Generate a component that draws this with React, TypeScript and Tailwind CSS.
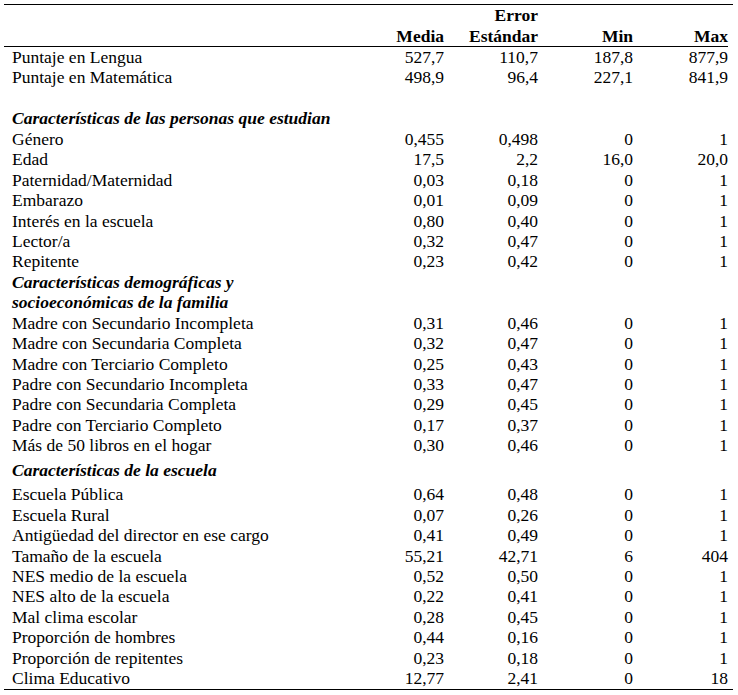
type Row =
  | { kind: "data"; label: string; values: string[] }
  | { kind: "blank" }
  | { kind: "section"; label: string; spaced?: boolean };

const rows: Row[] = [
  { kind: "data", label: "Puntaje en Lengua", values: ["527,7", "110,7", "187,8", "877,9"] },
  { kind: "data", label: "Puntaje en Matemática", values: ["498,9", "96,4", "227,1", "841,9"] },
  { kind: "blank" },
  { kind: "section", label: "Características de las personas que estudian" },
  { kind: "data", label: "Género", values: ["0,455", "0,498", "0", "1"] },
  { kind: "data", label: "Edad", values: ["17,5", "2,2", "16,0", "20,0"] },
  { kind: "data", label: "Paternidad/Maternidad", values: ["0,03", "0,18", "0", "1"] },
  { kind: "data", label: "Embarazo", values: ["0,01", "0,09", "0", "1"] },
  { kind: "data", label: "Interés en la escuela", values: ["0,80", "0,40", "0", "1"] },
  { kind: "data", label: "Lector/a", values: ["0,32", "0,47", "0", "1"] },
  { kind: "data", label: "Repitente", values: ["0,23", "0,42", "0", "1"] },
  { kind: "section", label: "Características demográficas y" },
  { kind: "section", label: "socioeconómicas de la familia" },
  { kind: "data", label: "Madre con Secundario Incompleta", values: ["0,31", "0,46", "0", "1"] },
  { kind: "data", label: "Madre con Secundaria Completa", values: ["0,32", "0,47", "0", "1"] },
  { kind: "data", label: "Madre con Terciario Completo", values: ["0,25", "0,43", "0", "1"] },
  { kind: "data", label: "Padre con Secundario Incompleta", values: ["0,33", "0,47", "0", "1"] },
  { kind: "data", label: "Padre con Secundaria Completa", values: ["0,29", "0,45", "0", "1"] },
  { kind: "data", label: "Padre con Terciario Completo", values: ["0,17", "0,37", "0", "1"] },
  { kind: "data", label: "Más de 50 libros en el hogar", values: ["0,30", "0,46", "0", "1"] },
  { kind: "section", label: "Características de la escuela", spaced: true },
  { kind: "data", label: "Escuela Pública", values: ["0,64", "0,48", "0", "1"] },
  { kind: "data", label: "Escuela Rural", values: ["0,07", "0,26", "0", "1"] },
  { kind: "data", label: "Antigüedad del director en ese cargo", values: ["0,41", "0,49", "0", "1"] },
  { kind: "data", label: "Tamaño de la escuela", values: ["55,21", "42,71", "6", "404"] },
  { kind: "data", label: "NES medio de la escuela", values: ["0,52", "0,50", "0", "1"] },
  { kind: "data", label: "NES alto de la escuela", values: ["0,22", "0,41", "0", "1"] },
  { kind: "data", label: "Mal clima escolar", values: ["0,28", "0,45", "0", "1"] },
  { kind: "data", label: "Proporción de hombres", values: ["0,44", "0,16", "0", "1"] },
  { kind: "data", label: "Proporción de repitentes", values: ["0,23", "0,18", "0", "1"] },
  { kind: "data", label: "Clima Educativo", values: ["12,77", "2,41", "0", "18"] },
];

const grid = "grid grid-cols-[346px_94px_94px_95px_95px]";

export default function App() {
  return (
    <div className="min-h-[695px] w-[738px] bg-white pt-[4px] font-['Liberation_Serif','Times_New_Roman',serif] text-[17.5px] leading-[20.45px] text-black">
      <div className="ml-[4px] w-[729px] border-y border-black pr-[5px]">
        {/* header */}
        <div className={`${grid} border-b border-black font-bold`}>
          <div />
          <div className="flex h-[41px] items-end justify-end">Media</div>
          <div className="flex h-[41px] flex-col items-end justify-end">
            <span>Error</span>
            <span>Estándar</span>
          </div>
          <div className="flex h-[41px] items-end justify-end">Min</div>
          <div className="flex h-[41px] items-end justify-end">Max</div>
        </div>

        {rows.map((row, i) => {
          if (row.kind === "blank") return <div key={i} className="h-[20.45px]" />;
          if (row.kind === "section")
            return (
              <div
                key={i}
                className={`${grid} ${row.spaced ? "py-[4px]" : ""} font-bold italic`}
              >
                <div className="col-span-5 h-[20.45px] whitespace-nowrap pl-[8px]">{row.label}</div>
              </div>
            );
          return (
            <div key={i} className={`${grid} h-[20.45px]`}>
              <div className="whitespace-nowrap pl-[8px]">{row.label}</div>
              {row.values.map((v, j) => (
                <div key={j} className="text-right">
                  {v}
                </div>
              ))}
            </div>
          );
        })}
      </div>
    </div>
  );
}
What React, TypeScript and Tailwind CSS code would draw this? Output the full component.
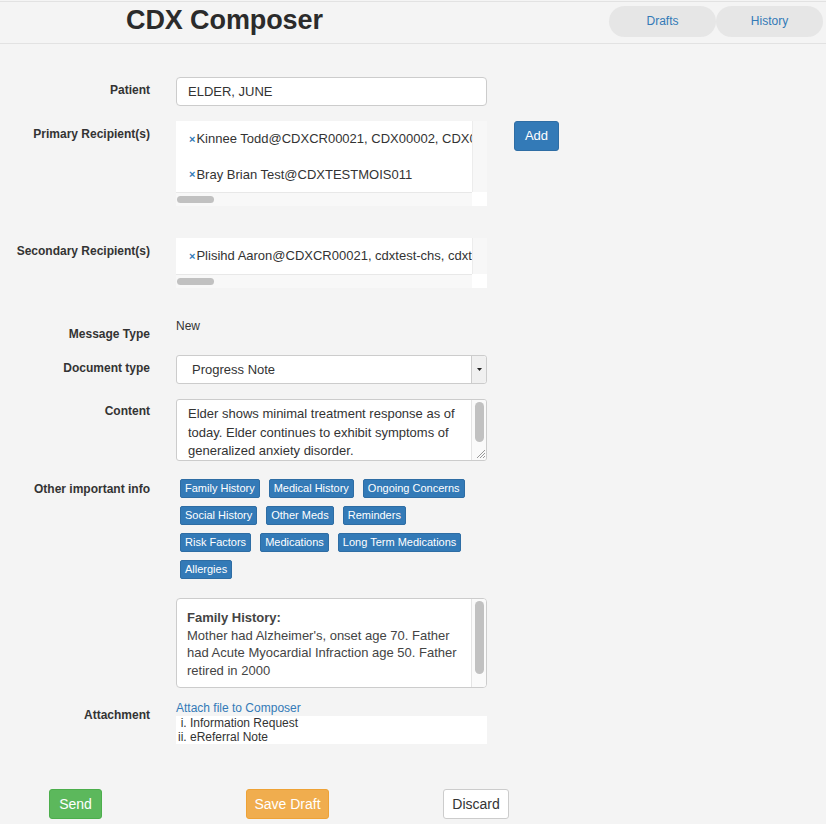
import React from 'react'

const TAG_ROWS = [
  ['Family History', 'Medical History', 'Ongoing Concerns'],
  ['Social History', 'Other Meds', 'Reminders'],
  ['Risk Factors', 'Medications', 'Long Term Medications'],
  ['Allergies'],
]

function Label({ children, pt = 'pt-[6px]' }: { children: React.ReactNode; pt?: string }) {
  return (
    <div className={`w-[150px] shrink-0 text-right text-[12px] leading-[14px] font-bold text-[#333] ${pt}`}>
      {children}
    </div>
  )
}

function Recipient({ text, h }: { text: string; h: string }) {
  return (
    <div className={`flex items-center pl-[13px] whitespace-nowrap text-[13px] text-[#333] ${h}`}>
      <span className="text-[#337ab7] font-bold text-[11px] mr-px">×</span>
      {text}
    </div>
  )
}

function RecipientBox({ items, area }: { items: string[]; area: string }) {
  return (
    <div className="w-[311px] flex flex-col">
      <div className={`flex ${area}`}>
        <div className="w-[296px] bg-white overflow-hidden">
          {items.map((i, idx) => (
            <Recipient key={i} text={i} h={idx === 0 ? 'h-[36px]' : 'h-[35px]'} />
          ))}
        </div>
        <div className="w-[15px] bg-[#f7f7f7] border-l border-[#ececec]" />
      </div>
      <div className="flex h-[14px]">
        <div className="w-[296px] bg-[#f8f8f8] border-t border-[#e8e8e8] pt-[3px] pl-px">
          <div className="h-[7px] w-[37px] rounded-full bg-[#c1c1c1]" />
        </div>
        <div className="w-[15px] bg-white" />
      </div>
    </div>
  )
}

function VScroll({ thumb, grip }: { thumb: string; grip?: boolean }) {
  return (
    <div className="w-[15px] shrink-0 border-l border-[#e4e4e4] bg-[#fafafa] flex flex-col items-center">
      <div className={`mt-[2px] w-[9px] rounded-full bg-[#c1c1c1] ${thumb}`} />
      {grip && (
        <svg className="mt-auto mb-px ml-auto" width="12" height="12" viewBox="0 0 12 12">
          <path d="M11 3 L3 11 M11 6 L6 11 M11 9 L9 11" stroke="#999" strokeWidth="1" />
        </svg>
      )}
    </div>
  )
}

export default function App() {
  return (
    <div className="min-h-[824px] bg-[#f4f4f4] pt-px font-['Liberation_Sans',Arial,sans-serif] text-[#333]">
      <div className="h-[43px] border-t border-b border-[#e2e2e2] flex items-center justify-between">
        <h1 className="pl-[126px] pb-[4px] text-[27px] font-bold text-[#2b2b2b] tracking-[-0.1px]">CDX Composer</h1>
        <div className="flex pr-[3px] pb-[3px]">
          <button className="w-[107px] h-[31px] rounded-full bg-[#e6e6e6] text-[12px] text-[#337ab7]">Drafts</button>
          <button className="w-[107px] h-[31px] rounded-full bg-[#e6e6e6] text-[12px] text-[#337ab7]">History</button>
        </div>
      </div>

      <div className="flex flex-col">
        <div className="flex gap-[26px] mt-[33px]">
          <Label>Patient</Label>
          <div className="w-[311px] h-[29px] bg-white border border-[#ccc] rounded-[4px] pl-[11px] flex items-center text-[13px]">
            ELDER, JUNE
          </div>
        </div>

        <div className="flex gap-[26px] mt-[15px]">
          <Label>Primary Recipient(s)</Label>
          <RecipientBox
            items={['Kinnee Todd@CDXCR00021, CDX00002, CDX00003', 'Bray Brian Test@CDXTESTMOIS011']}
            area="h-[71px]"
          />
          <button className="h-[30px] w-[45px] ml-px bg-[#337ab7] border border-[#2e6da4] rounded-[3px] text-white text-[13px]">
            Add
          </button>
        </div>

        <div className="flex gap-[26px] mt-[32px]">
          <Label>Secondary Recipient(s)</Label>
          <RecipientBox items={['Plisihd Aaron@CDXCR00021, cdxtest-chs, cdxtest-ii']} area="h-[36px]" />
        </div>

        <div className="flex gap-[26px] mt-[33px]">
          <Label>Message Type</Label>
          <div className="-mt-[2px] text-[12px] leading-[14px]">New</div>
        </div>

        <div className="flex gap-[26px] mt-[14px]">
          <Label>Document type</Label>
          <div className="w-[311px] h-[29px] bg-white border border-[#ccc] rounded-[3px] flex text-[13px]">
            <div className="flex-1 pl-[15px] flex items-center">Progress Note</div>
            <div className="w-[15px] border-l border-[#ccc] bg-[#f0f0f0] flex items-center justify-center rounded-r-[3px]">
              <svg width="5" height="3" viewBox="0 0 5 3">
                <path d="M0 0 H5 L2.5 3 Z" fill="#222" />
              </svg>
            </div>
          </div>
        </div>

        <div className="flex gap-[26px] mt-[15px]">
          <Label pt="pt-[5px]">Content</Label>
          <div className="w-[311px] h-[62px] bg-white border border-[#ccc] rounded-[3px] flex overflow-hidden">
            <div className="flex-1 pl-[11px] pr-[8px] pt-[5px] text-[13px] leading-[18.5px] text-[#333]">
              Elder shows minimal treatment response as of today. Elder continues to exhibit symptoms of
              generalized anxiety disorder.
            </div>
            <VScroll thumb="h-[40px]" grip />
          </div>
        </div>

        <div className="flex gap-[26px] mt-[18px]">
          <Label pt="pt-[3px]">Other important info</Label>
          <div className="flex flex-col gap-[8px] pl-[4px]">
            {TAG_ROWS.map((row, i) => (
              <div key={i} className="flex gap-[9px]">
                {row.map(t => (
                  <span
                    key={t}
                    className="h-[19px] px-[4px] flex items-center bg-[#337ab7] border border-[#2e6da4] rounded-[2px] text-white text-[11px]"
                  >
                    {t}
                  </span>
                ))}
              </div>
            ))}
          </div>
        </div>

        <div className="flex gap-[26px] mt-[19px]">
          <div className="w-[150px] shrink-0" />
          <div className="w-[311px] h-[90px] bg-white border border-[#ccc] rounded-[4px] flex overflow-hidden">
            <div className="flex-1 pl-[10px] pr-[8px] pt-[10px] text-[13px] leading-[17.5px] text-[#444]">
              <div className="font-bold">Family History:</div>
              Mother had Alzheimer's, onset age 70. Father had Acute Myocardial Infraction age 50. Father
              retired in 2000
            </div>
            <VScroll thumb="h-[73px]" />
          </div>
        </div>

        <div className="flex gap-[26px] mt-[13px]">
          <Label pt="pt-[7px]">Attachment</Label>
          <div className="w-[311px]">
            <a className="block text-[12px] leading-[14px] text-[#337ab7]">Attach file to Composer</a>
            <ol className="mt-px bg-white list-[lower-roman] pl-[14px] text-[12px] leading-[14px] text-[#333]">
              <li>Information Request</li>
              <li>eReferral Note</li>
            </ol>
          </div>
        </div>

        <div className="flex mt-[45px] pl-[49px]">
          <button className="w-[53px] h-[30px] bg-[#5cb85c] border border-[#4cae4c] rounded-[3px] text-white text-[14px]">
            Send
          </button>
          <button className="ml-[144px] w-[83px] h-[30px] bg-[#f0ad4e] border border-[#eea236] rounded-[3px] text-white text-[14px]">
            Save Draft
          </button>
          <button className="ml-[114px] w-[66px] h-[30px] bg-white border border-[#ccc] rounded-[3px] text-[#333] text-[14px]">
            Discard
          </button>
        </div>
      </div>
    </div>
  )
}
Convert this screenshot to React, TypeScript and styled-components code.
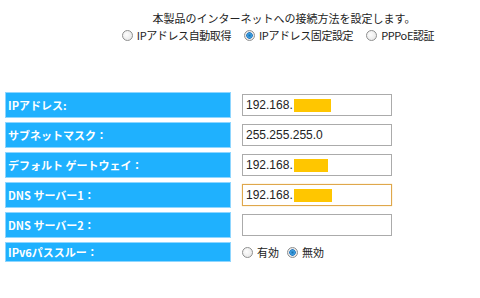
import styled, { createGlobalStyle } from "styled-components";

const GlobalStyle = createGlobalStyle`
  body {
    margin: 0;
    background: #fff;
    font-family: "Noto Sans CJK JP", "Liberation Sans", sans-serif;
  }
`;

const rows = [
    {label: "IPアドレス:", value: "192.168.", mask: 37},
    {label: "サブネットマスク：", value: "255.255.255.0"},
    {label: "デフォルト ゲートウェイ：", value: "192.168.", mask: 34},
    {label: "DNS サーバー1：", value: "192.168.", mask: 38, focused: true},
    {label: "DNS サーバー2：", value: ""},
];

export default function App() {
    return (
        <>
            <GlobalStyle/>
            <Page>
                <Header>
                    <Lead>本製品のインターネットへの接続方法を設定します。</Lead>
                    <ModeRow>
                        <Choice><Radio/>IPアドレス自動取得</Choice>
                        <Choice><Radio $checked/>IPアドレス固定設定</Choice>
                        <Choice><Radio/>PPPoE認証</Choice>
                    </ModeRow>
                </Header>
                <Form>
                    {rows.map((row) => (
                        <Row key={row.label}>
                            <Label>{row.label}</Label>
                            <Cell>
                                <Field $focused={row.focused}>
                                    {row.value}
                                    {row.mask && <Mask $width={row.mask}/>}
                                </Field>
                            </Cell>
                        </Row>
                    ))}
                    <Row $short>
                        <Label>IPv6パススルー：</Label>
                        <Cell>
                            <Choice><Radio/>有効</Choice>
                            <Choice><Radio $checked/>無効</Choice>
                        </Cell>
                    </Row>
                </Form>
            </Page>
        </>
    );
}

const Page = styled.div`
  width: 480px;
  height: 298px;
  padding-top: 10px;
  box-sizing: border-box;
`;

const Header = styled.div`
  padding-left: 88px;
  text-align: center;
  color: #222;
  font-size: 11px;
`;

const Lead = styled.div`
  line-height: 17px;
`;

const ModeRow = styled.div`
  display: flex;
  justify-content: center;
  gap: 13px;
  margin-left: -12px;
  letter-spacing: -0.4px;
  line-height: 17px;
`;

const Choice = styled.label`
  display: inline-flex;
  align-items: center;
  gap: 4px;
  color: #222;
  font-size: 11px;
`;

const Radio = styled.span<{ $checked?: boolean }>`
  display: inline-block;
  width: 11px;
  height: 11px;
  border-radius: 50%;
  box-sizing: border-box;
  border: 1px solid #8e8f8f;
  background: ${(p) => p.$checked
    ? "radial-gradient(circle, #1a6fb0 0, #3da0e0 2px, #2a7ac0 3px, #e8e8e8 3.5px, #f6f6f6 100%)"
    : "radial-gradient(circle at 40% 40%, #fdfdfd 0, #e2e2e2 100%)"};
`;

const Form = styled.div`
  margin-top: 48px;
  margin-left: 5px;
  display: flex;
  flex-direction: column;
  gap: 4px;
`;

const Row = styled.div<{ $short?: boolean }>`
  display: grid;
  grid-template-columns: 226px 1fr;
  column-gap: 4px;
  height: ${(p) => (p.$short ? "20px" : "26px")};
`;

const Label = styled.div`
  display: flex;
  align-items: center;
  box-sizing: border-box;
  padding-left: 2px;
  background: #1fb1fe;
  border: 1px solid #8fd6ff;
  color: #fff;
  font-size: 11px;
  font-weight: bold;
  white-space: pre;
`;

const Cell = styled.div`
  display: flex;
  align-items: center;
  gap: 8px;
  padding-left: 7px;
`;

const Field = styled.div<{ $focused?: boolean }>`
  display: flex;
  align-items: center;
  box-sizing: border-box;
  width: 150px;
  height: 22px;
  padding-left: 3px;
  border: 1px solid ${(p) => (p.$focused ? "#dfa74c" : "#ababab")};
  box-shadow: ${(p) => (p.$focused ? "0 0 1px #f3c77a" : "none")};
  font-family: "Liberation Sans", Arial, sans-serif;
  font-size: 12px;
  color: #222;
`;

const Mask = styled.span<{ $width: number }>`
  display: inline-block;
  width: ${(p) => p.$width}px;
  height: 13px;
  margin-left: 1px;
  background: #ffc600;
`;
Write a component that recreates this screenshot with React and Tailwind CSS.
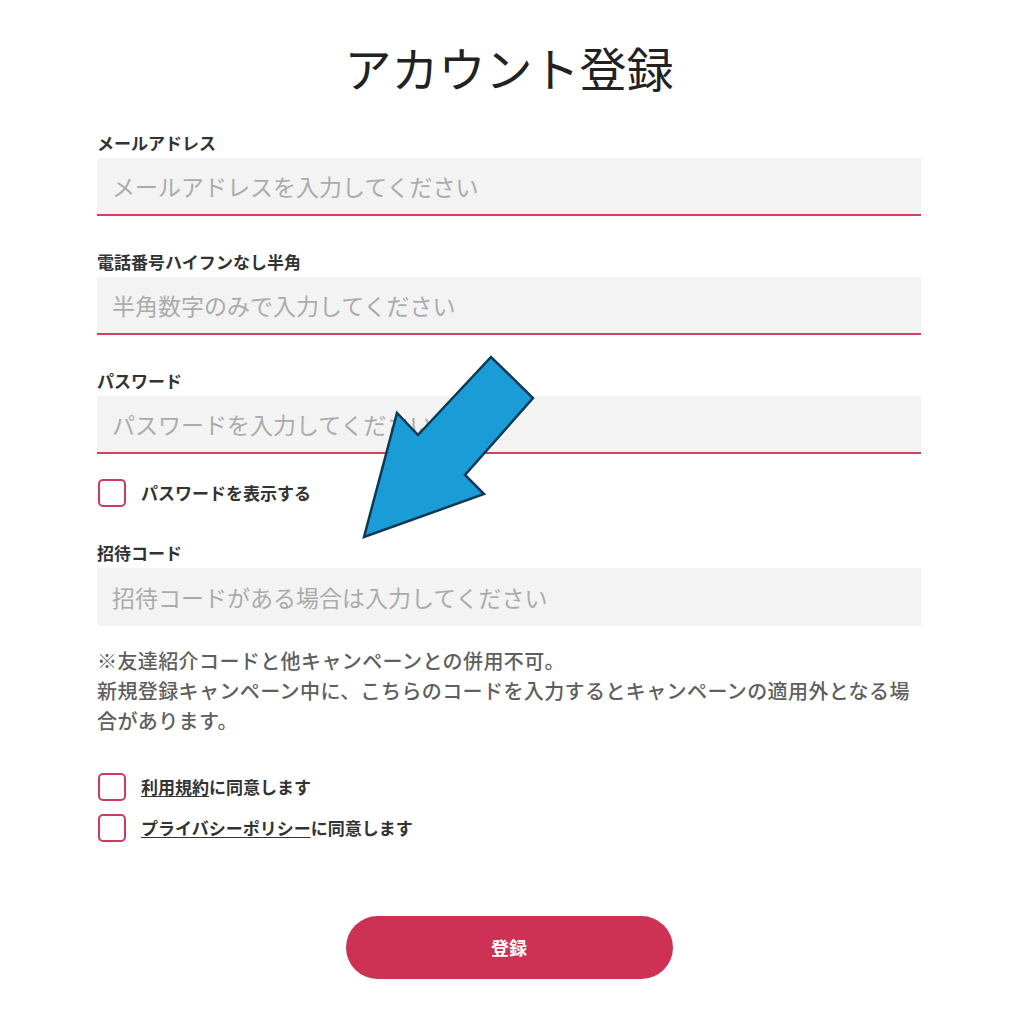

--

Your goal: Repeat only the lines between the start of the data and the line with "string; spaced?: boolean", including those two lines, and skip the pictures.

Response below:
Generate a component that draws this with React, TypeScript and Tailwind CSS.
type Row =
  | { kind: "data"; label: string; values: string[] }
  | { kind: "blank" }
  | { kind: "section"; label: string; spaced?: boolean };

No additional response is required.